We called the police, I continued. They got the guy while he was standing in line, waiting for a teller.
Did they shoot him? he asked.
No, they didn’t shoot him. They just led him out. He’d forgotten to take his medication, something like that.
As these words left my mouth, a sense of disappointment roiled into the room, as if summoned, as if I’d purposely invoked it. My son breathed in this fog and then in one clean move, as if performing some kind of martial art, he pushed himself off the couch and leapt towards the stairs, which he took quickly, three at a time.
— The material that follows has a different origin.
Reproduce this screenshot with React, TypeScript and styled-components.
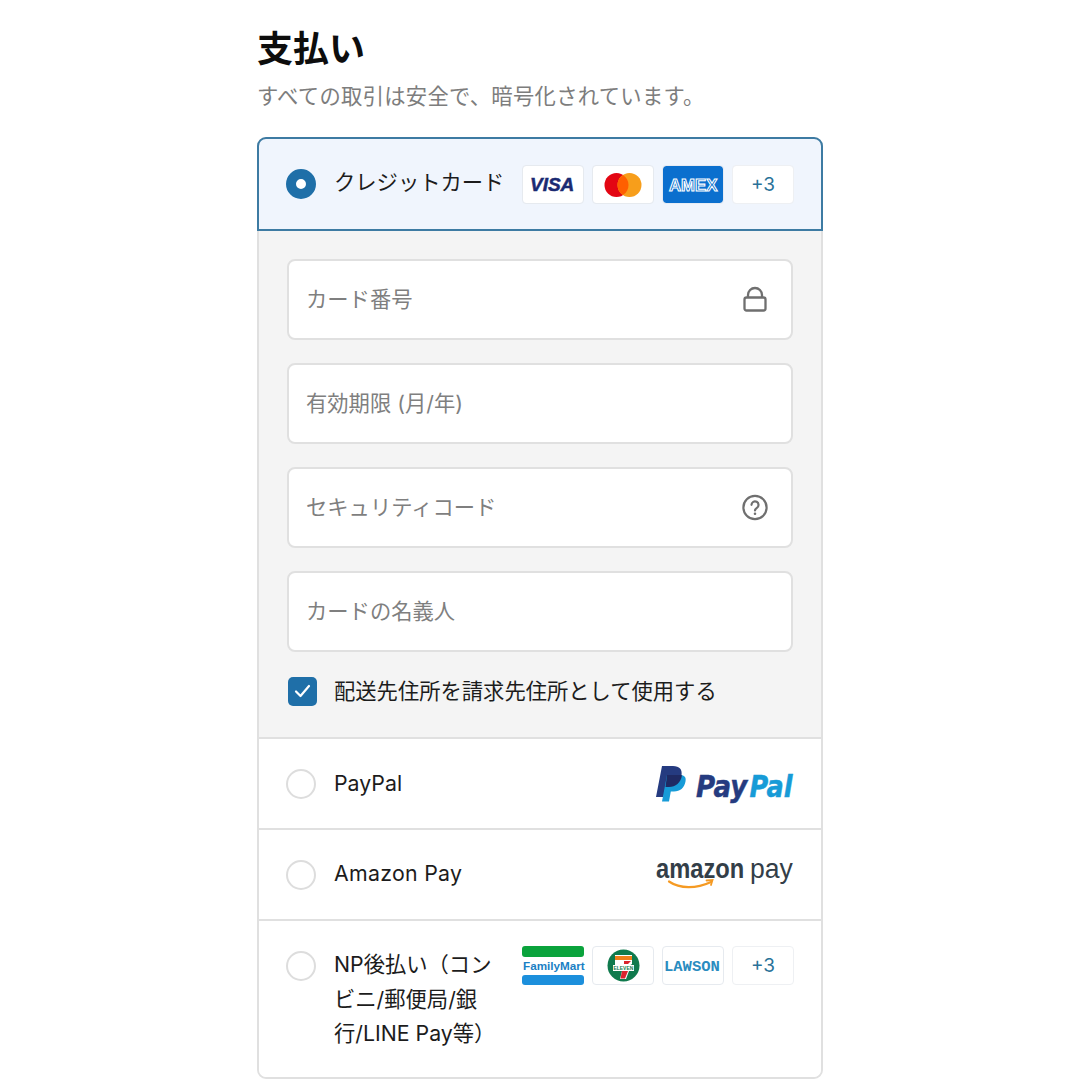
import React from "react";
import styled, { createGlobalStyle } from "styled-components";

const Global = createGlobalStyle`
  html, body { margin: 0; padding: 0; background: #fff; }
  body { font-family: "Inter", "Noto Sans CJK JP", sans-serif; color: #1a1a1a; }
`;

const Page = styled.main`
  width: 566px;
  margin: 0 auto;
  padding-top: 22px;
`;
const Title = styled.h1`
  margin: 0;
  font-size: 36px;
  line-height: 48px;
  font-weight: 700;
  color: #0d0d0d;
  font-family: "Noto Sans CJK JP", sans-serif;
`;
const Subtitle = styled.p`
  margin: 0 0 27px;
  padding-top: 9px;
  font-size: 21.3px;
  line-height: 31px;
  letter-spacing: 0.3px;
  color: #7d7d7d;
  font-family: "Noto Sans CJK JP", sans-serif;
`;
const Card = styled.section`
  border: 2px solid #e0e0e0;
  border-radius: 9px;
  position: relative;
`;
const SelectedRow = styled.div`
  height: 94px;
  box-sizing: border-box;
  margin: -2px -2px 0;
  border: 2px solid #3d7ba3;
  border-radius: 9px 9px 0 0;
  background: #f0f5fd;
  display: flex;
  align-items: center;
  padding: 0 27px;
  gap: 18px;
`;
const Row = styled.div<{ $top?: boolean; $h?: number }>`
  display: flex;
  align-items: ${(p) => (p.$top ? "flex-start" : "center")};
  gap: 18px;
  box-sizing: border-box;
  min-height: ${(p) => p.$h ?? 91}px;
  padding: ${(p) => (p.$top ? "26px 27px 0" : "0 27px")};
  border-top: 2px solid #e0e0e0;
  background: #fff;
  border-radius: ${(p) => (p.$top ? "0 0 8px 8px" : "0")};
`;
const Radio = styled.span<{ $on?: boolean; $offset?: number }>`
  flex: none;
  width: 30px;
  height: 30px;
  box-sizing: border-box;
  border-radius: 50%;
  margin-top: ${(p) => p.$offset ?? 0}px;
  border: ${(p) => (p.$on ? "10px solid #1f6fa8" : "2px solid #dddddd")};
  background: #fff;
`;
const Label = styled.span<{ $lh?: number; $raise?: number; $single?: boolean; $track?: number }>`
  flex: 1;
  min-width: 0;
  font-size: 21.3px;
  line-height: ${(p) => p.$lh ?? 30}px;
  color: #1c1c1c;
  margin-bottom: ${(p) => p.$raise ?? 0}px;
  letter-spacing: ${(p) => p.$track ?? 0}px;
  white-space: ${(p) => (p.$single ? "nowrap" : "normal")};
`;
const Tiles = styled.div<{ $lift?: boolean }>`
  flex: none;
  display: flex;
  gap: 8px;
  margin-top: ${(p) => (p.$lift ? -1 : 1)}px;
`;
const Tile = styled.span<{ $kind?: "plain" | "amex" | "family" }>`
  width: 62px;
  height: 39px;
  box-sizing: border-box;
  display: flex;
  align-items: center;
  justify-content: center;
  border-radius: 4px;
  border: ${(p) => (p.$kind === "family" ? "none" : p.$kind === "amex" ? "1.5px solid #e6ebf3" : "1.5px solid #e6eaef")};
  background: ${(p) => (p.$kind === "amex" ? "#0b6fce" : "#fff")};
  background-clip: padding-box;
`;
const More = styled(Tile)`
  font-size: 19px;
  color: #2a7299;
  border-color: #eef0f3;
`;
const Panel = styled.div`
  background: #f4f4f4;
  padding: 28px 28px 0;
  height: 506px;
  box-sizing: border-box;
  display: flex;
  flex-direction: column;
  gap: 23px;
`;
const Field = styled.div`
  height: 81px;
  box-sizing: border-box;
  flex: none;
  background: #fff;
  border: 2px solid #e0e0e0;
  border-radius: 8px;
  display: flex;
  align-items: center;
  justify-content: space-between;
  padding: 0 23px 0 17px;
`;
const FieldText = styled.span`
  font-size: 21.3px;
  line-height: 30px;
  margin-bottom: 2px;
  color: #7f7f7f;
`;
const Check = styled.label`
  display: flex;
  align-items: center;
  gap: 17px;
  margin: 1px 0 0 1px;
  font-size: 21.3px;
  line-height: 30px;
  color: #1c1c1c;
`;
const Box = styled.span`
  width: 29px;
  height: 29px;
  flex: none;
  border-radius: 5px;
  background: #1f6fa8;
  display: flex;
  align-items: center;
  justify-content: center;
`;
const Logo = styled.svg`
  display: block;
  flex: none;
  overflow: visible;
`;

const Visa = () => (
  <Logo width="46" height="20" viewBox="0 0 46 20">
    <text transform="translate(0 16)" fontFamily="Liberation Sans" fontWeight="700" fontStyle="italic" fontSize="19" fill="#1a2a72" stroke="#1a2a72" strokeWidth="0.5">VISA</text>
  </Logo>
);
const Master = () => (
  <Logo width="38" height="26" viewBox="0 0 38 26">
    <circle cx="12.500" cy="13" r="12" fill="#e30613" />
    <circle cx="25.500" cy="13" r="12" fill="#f79e1b" />
    <path d="M19 2.900a12 12 0 0 1 0 20.200a12 12 0 0 1 0-20.200z" fill="#ff5f00" />
  </Logo>
);
const Amex = () => (
  <Logo width="48" height="20" viewBox="0 0 48 20">
    <text transform="translate(0 16) scale(1.05 1)" fontFamily="Liberation Sans" fontWeight="700" fontSize="16" fill="#0b6fce" stroke="#ffffff" strokeWidth="1">AMEX</text>
  </Logo>
);
const Family = () => (
  <Logo width="62" height="39" viewBox="0 0 62 39">
    <rect width="62" height="11" rx="3" fill="#0aa33c" />
    <rect y="29" width="62" height="10" rx="3" fill="#1c8fdc" />
    <text x="1" y="23.500" fontFamily="Liberation Sans" fontWeight="700" fontSize="11.700" fill="#1b7fc4">FamilyMart</text>
  </Logo>
);
const Seven = () => (
  <Logo width="33" height="33" viewBox="0 0 33 33">
    <circle cx="16.500" cy="16.500" r="16" fill="#0f7a4d" />
    <path d="M8 6h17v9l-3 2v5l-3 8h-6l2-8H8z" fill="#fff" />
    <path d="M8 7h17v4H8z" fill="#ef7f1a" />
    <path d="M17 12h7l-3 3h-4z" fill="#d9232e" />
    <path d="M15 22h6l-3 7.500h-4.500z" fill="#d9232e" />
    <rect x="6" y="16" width="21" height="6" fill="#fff" />
    <text transform="translate(6.500 21) scale(.9 1)" fontFamily="Liberation Sans" fontWeight="700" fontSize="5.500" fill="#0f7a4d">ELEVEN</text>
  </Logo>
);
const Lawson = () => (
  <Logo width="58" height="16" viewBox="0 0 58 16">
    <text x="0" y="12.500" fontFamily="Liberation Mono" fontWeight="700" fontSize="15.500" fill="#2a8cc0">LAWSON</text>
  </Logo>
);
const PayPal = () => (
  <Logo width="138" height="36" viewBox="0 0 138 36">
    <path d="M6 0h11c6.500 0 9.500 3.500 8.500 9.500C24.300 17 19.500 21 13 21H9.500L7.500 31H0z" fill="#253b80" />
    <path d="M11 9h12c5 0 7.500 1.500 6.500 6.500C28.300 22 24 25.500 18 25.500h-3.200L13 35.500H6z" fill="#179bd7" />
    <path d="M9.500 21L11 9h12c1.200 0 2.200.1 3 .3C24.800 16.800 19.500 21 13 21z" fill="#1f2a63" />
    <text transform="translate(40 31) scale(.87 1)" fontFamily="DejaVu Sans" fontWeight="700" fontStyle="italic" fontSize="30" fill="#253b80" stroke="#253b80" strokeWidth="0.500">Pay</text>
    <text transform="translate(93.500 31) scale(.85 1)" fontFamily="DejaVu Sans" fontWeight="700" fontStyle="italic" fontSize="30" fill="#179bd7" stroke="#179bd7" strokeWidth="0.500">Pal</text>
  </Logo>
);
const AmazonPay = () => (
  <Logo width="138" height="40" viewBox="0 0 138 40">
    <text transform="translate(0 23) scale(.846 1)" fontFamily="Liberation Sans" fontWeight="700" fontSize="28" fill="#333e48">amazon</text>
    <text transform="translate(94 23) scale(.95 1)" fontFamily="Liberation Sans" fontSize="28" fill="#333e48">pay</text>
    <path d="M13 26.500c11 7.500 27 7.500 42 .5" fill="none" stroke="#f59a23" strokeWidth="2.200" strokeLinecap="round" />
    <path d="M50.500 25.500l6-.5-1.500 5" fill="none" stroke="#f59a23" strokeWidth="1.800" strokeLinecap="round" />
  </Logo>
);
const LockIcon = () => (
  <Logo width="26" height="26" viewBox="0 0 26 26" fill="none" stroke="#6f6f6f" strokeWidth="2.300">
    <rect x="2.500" y="10.500" width="21" height="13" rx="2" />
    <path d="M6 10.500V8a7 7 0 0 1 14 0v2.500" />
  </Logo>
);
const HelpIcon = () => (
  <Logo width="26" height="26" viewBox="0 0 26 26" fill="none" stroke="#6f6f6f" strokeWidth="2.200">
    <circle cx="13" cy="12.500" r="11.600" />
    <path d="M9.500 9.800a3.500 3.500 0 1 1 5.400 3c-1.200.8-1.900 1.300-1.900 2.700" strokeLinecap="round" />
    <circle cx="13" cy="18.800" r="0.700" fill="#6f6f6f" strokeWidth="1.200" />
  </Logo>
);

export default function App() {
  return (
    <>
      <Global />
      <Page>
        <Title>支払い</Title>
        <Subtitle>すべての取引は安全で、暗号化されています。</Subtitle>
        <Card>
          <SelectedRow>
            <Radio $on />
            <Label $raise={4} $single>クレジットカード</Label>
            <Tiles>
              <Tile><Visa /></Tile>
              <Tile><Master /></Tile>
              <Tile $kind="amex"><Amex /></Tile>
              <More>+3</More>
            </Tiles>
          </SelectedRow>
          <Panel>
            <Field><FieldText>カード番号</FieldText><LockIcon /></Field>
            <Field><FieldText>有効期限 (月/年)</FieldText></Field>
            <Field><FieldText>セキュリティコード</FieldText><HelpIcon /></Field>
            <Field><FieldText>カードの名義人</FieldText></Field>
            <Check>
              <Box>
                <Logo width="17" height="14" viewBox="0 0 17 14" fill="none" stroke="#fff" strokeWidth="2.200">
                  <path d="M2 7.500l4.500 4.500L15 2" strokeLinecap="round" strokeLinejoin="round" />
                </Logo>
              </Box>
              配送先住所を請求先住所として使用する
            </Check>
          </Panel>
          <Row>
            <Radio />
            <Label $raise={2}>PayPal</Label>
            <PayPal />
          </Row>
          <Row>
            <Radio />
            <Label $raise={4} $track={0.3}>Amazon Pay</Label>
            <AmazonPay />
          </Row>
          <Row $top $h={158}>
            <Radio $offset={4} />
            <Label $lh={34.5}>NP後払い（コンビニ/郵便局/銀行/LINE Pay等）</Label>
            <Tiles $lift>
              <Tile $kind="family"><Family /></Tile>
              <Tile><Seven /></Tile>
              <Tile><Lawson /></Tile>
              <More>+3</More>
            </Tiles>
          </Row>
        </Card>
      </Page>
    </>
  );
}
I used to be an actor. My son had never seen me act, but I’m sure he expected that I’d be able to come up with a plot of some sort, something solid, or at least involving a gun. But I’d lost interest in displays of drama, even dramatic things. Each day presented a protracted arc of innumerable duties, and I barely managed to stumble to the climax each night. I had slipped into that lukewarm bath of desperation, that is lukewarm by virtue of the fact that it is both numbing and scalding at the same instant. It is that quiet desperation mentioned by Thoreau, who if I remember correctly, never undertook the task of becoming a father. Apparently, however, he had glanced at the men who had. Actually, my desperation gets loud sometimes, but even then, it is never dramatic, not unless you consider the imperceptible motion of a glacier calmly pulverizing stone to be dramatic. Oh, it may have dramatic results, but that’s not the same thing. It is not a dramatic action, and that’s the thing that compels the attention of audiences and spectators alike.
In other words, the story of the shabby guy with the gun is more than enough for me.